Friday, February 24, 2012

Jack the Ripper (1976)

Last week Lina Romay passed away, the iconic actress and partner of director Jesus Franco. It became official yesterday. For me, and for many others, this came as a shock – I had no idea Lina was battling with cancer and I can’t even imagine how Uncle Jess must feel now when his soulmate has left him after so many years. One of the first movies by Franco I saw was Jack the Ripper, the Erwin C. Dietrich-produced thriller from 1976. Hardly a historical correct retelling of mystery of Jack the Ripper, Franco just takes the basic idea of a brutal murderer of whores in London and tells it from Jack’s point of view instead.

Klaus Kinski is Dr. Dennis Orloff (a relative of The Awful Dr. Orloff maybe?), a doctor popular among the poor and freaks in society. He’s very kind and wants to help those who can’t afford to take of their health, but he’s also a sadistic killer of prostitutes and showgirls. Hot on his trail is the ambitious Inspector Selby (Andreas Mannkopff) who also dates a dancer, Cynthia (Josephine Chaplin) – and believe it or not, soon our good old ripper gains interest in her…

Jack the Ripper is not the most loved of Franco’s output in the seventies, and I wonder why? Sure, it’s a bit too talky – but I think that’s only main drawback with the screenplay.

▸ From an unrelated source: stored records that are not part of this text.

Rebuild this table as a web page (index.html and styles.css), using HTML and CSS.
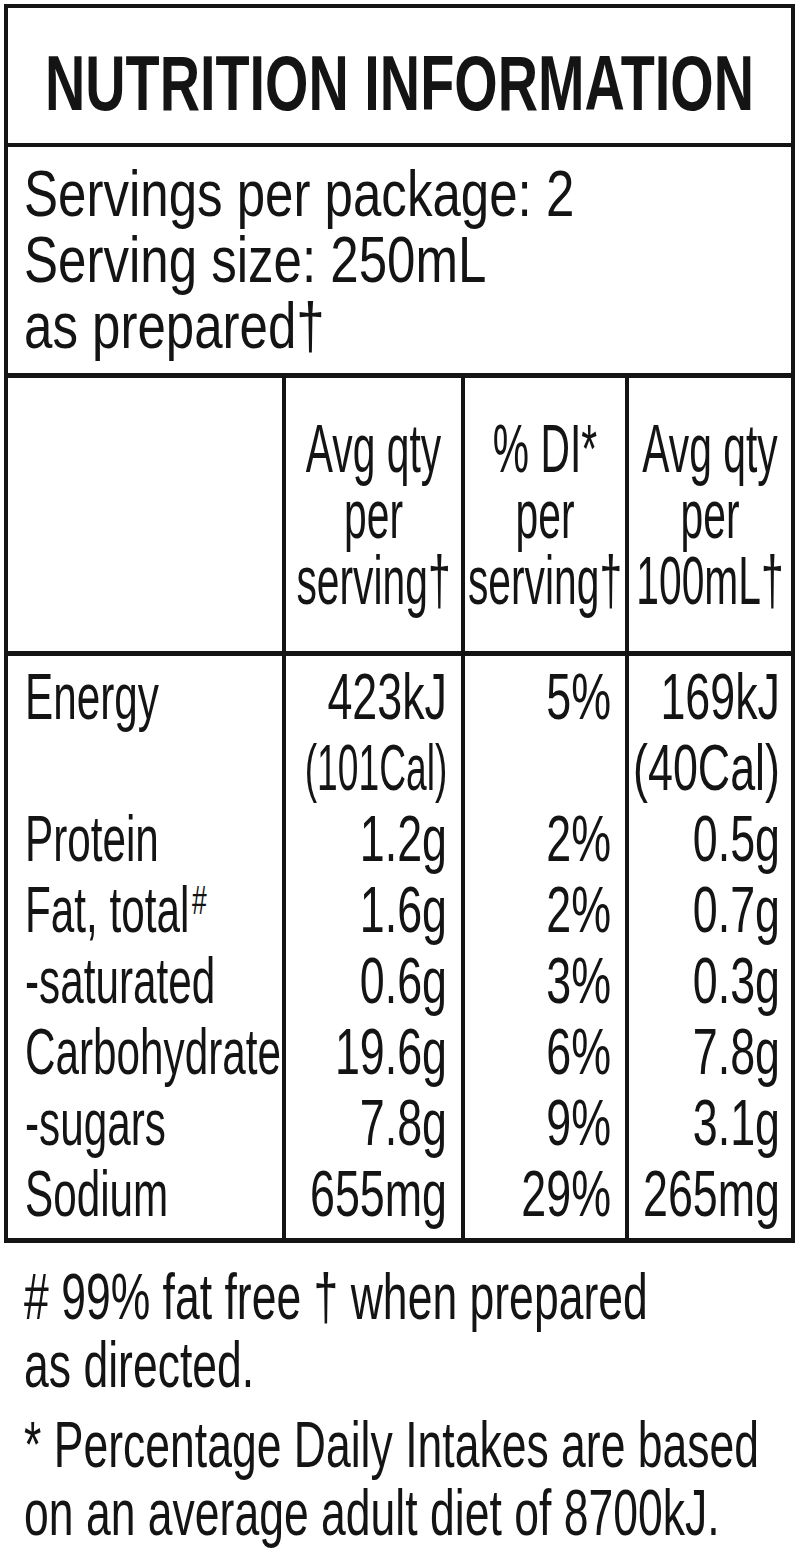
FILE: index.html
```html
<!DOCTYPE html>
<html lang="en">
<head>
<meta charset="utf-8">
<title>Nutrition Information</title>
<link rel="stylesheet" href="styles.css">
</head>
<body>
<div class="label">
  <div class="title"><div class="sq">NUTRITION INFORMATION</div></div>
  <div class="servings"><div class="sq">Servings per package: 2<br>Serving size: 250mL<br>as prepared†</div></div>
  <div class="grid">
    <div class="hd c1"></div>
    <div class="hd"><div class="sq">Avg qty<br>per<br>serving†</div></div>
    <div class="hd"><div class="sq">% DI*<br>per<br>serving†</div></div>
    <div class="hd"><div class="sq">Avg qty<br>per<br>100mL†</div></div>

    <div class="lb first"><div class="sq">Energy</div></div>
    <div class="v first"><div class="sq">423kJ<br><span class="tight">(101Cal)</span></div></div>
    <div class="v first"><div class="sq">5%</div></div>
    <div class="v first"><div class="sq">169kJ<br>(40Cal)</div></div>

    <div class="lb"><div class="sq">Protein</div></div>
    <div class="v"><div class="sq">1.2g</div></div>
    <div class="v"><div class="sq">2%</div></div>
    <div class="v"><div class="sq">0.5g</div></div>

    <div class="lb"><div class="sq">Fat, total<sup>#</sup></div></div>
    <div class="v"><div class="sq">1.6g</div></div>
    <div class="v"><div class="sq">2%</div></div>
    <div class="v"><div class="sq">0.7g</div></div>

    <div class="lb"><div class="sq">-saturated</div></div>
    <div class="v"><div class="sq">0.6g</div></div>
    <div class="v"><div class="sq">3%</div></div>
    <div class="v"><div class="sq">0.3g</div></div>

    <div class="lb"><div class="sq">Carbohydrate</div></div>
    <div class="v"><div class="sq">19.6g</div></div>
    <div class="v"><div class="sq">6%</div></div>
    <div class="v"><div class="sq">7.8g</div></div>

    <div class="lb"><div class="sq">-sugars</div></div>
    <div class="v"><div class="sq">7.8g</div></div>
    <div class="v"><div class="sq">9%</div></div>
    <div class="v"><div class="sq">3.1g</div></div>

    <div class="lb last"><div class="sq">Sodium</div></div>
    <div class="v last"><div class="sq">655mg</div></div>
    <div class="v last"><div class="sq">29%</div></div>
    <div class="v last"><div class="sq">265mg</div></div>
  </div>
</div>
<div class="notes">
  <div class="sq">
    <p># 99% fat free † when prepared<br>as directed.</p>
    <p>* Percentage Daily Intakes are based<br>on an average adult diet of 8700kJ.</p>
  </div>
</div>
</body>
</html>
```

FILE: styles.css
```css
html, body {
  margin: 0;
  padding: 0;
  background: #ffffff;
  overflow-x: hidden;
}
body {
  font-family: "Liberation Sans", Arial, sans-serif;
  color: #141414;
}
/* condensed type: glyphs squeezed horizontally, box width compensated */
.sq {
  --s: 0.7;
  width: calc(100% / var(--s));
  transform: scaleX(var(--s));
  transform-origin: left center;
  white-space: nowrap;
}
.label {
  box-sizing: border-box;
  width: 791px;
  margin: 4px 0 0 4px;
  border: 4px solid #141414;
  border-bottom-width: 5px;
}
.title {
  height: 103px;
  padding-top: 32px;
  border-bottom: 4px solid #141414;
}
.title .sq {
  --s: 0.725;
  text-align: center;
  font-weight: bold;
  font-size: 77px;
  line-height: 86px;
}
.servings {
  padding: 14px 0 14px 16px;
  border-bottom: 5px solid #141414;
}
.servings .sq {
  --s: 0.785;
  font-size: 65px;
  line-height: 66px;
}
.grid {
  display: grid;
  grid-template-columns: 274px 179px 164px 166px;
}
.hd {
  border-left: 4px solid #141414;
  border-bottom: 5px solid #141414;
  padding: 37px 0 38px;
  min-height: 198px;
}
.hd.c1 {
  border-left: none;
}
.hd .sq {
  --s: 0.6;
  text-align: center;
  font-size: 68px;
  line-height: 66px;
}
.lb {
  padding-left: 17px;
}
.lb .sq {
  --s: 0.66;
  font-size: 64px;
  line-height: 71px;
}
.v {
  border-left: 4px solid #141414;
  padding-right: 14px;
}
.v:nth-child(4n) {
  padding-right: 11px;
}
.v .sq {
  --s: 0.7;
  text-align: right;
  font-size: 64px;
  line-height: 71px;
}
.tight {
  display: inline-block;
  margin-left: -60px;
  transform: scaleX(0.83);
  transform-origin: right center;
}
.first {
  padding-top: 6px;
}
.last {
  padding-bottom: 8px;
}
.lb sup {
  font-size: 40px;
  line-height: 0;
  vertical-align: 18px;
  margin-left: 4px;
}
.notes {
  padding: 20px 0 0 24px;
}
.notes .sq {
  --s: 0.685;
  font-size: 65px;
  line-height: 68px;
}
.notes p {
  margin: 0 0 12px;
}
```
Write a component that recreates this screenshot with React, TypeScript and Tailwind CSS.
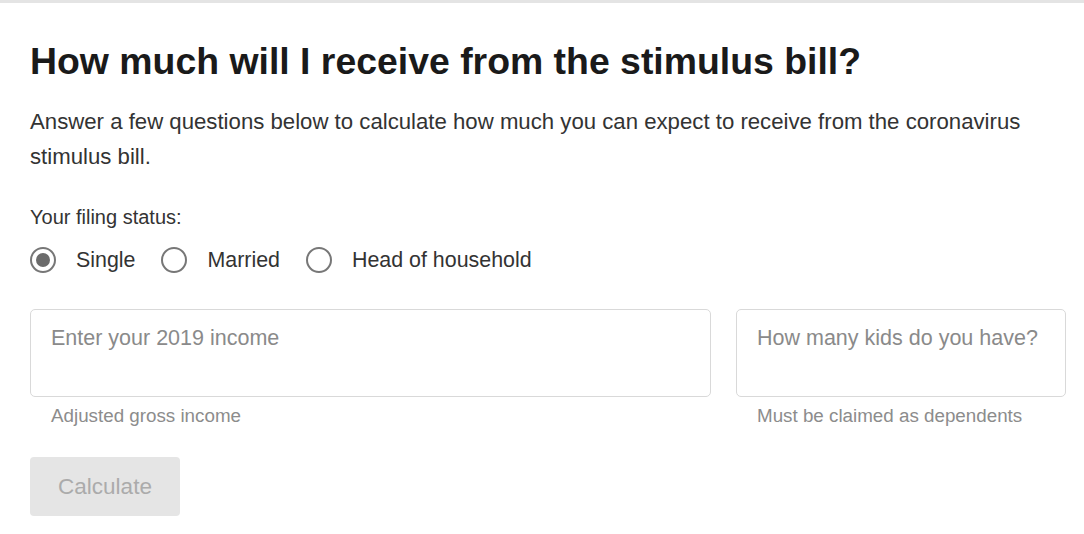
import { useState } from 'react';

const STATUSES = ['Single', 'Married', 'Head of household'];

export default function App() {
  const [status, setStatus] = useState('Single');
  const [income, setIncome] = useState('');
  const [kids, setKids] = useState('');

  return (
    <div className="min-h-[534px] w-[1084px] bg-white border-t-[3px] border-[#e4e4e4] font-['Liberation_Sans',Arial,sans-serif] text-[#262626]">
      <div className="pl-[30px] pr-[18px] pt-[36px]">
        <h1 className="text-[37.4px] leading-[44px] font-bold text-[#1a1a1a]">
          How much will I receive from the stimulus bill?
        </h1>
        <p className="mt-[21px] text-[22.2px] leading-[35px] text-[#333]">
          Answer a few questions below to calculate how much you can expect to receive from the coronavirus stimulus bill.
        </p>

        {/* Filing status */}
        <div className="mt-[31px] text-[20px] leading-[24px] text-[#333]">Your filing status:</div>
        <div className="mt-[11px] flex items-center h-[40px]">
          {STATUSES.map((s) => (
            <label key={s} className="flex items-center mr-[26px] cursor-pointer" onClick={() => setStatus(s)}>
              <span className="w-[26px] h-[26px] rounded-full border-2 border-[#777] flex items-center justify-center">
                {status === s && <span className="w-[14px] h-[14px] rounded-full bg-[#6b6b6b]" />}
              </span>
              <span className="ml-[20px] text-[21.4px] text-[#333]">{s}</span>
            </label>
          ))}
        </div>

        {/* Inputs */}
        <div className="mt-[29px] grid grid-cols-[681px_330px] gap-[25px]">
          <div>
            <input
              value={income}
              onChange={(e) => setIncome(e.target.value)}
              placeholder="Enter your 2019 income"
              className="w-full h-[88px] border border-[#d9d9d9] rounded-[5px] px-[20px] pb-[30px] text-[21.5px] placeholder:text-[#8a8a8a] outline-none"
            />
            <div className="mt-[7px] pl-[21px] text-[18.8px] leading-[24px] text-[#8c8c8c]">Adjusted gross income</div>
          </div>
          <div>
            <input
              value={kids}
              onChange={(e) => setKids(e.target.value)}
              placeholder="How many kids do you have?"
              className="w-full h-[88px] border border-[#d9d9d9] rounded-[5px] px-[20px] pb-[30px] text-[21.5px] placeholder:text-[#8a8a8a] outline-none"
            />
            <div className="mt-[7px] pl-[21px] text-[18.8px] leading-[24px] text-[#8c8c8c]">Must be claimed as dependents</div>
          </div>
        </div>

        <button
          disabled
          className="mt-[29px] w-[150px] h-[59px] rounded-[4px] bg-[#e5e5e5] text-[22.5px] text-[#ababab]"
        >
          Calculate
        </button>
      </div>
    </div>
  );
}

I guess Dietrich wanted something serious, something with class – not just gore and nudity – maybe glancing at the more serious Edgar Wallace-thrillers out there or even Hammer. And Franco did what was expected of him. The weak spots is the police procedure, which never gets especially interesting. But every time the story jumps back to Klaus Kinski and his inner demons this becomes a super-classy and original production. Kinski, as the master-actor he was, uses his favorite form of telling his characters story – less dialogue, more acting. He never goes as far like in Count Dracula, where he has not dialogue at all – but here it’s kept to a minimum and it works out very fine.

When watching it now I realized I totally forgot how Kinski is tormented by a former victim (or is it his abusive mother?), who haunts him in his house and makes him feel guilty. His relationship with the lobotomized maid is also excellent, and gives us a great performance from a very convincing Nikola Weisse. But why I first watched this movie again was the presence of Lina Romay. Here she has a minor part – but probably the most spectacular – as a showgirl getting stalked and killed by Kinski. And boy, she’s probably most unlucky victim I ever seen in a Jack the Ripper-movie: she first gets repeatedly stabbed in the guts, then brutally raped and finally carried home to the good doctor and getting chopped up in pieces while still alive! Romay has not much to do except looking sexy, getting scared and then die – but she’s also shows a lot of comedic talent when she performs her dance number, strutting around pouting her lips and having a ball with the scene.

It’s a violent movie, but much is off-screen – but when it’s onscreen it’s bloody as hell and graphic in the cheap way only Franco could do it.

Jack the Ripper is an underrated movie with gorgeous cinematography by Peter Baumgartner and excellent directing from Jess Franco. And if you don’t like those things, watch it for Lina Romay.

Rest in peace, Lina. You will be missed.

1 comment:

Anonymous said...

Wow i didn´t even know that she was ill. R I P Lina! She was a icon.
Of those versions of Jack the Ripper that i´ve seen thru the years this is my favourite(Kinski is brilliant).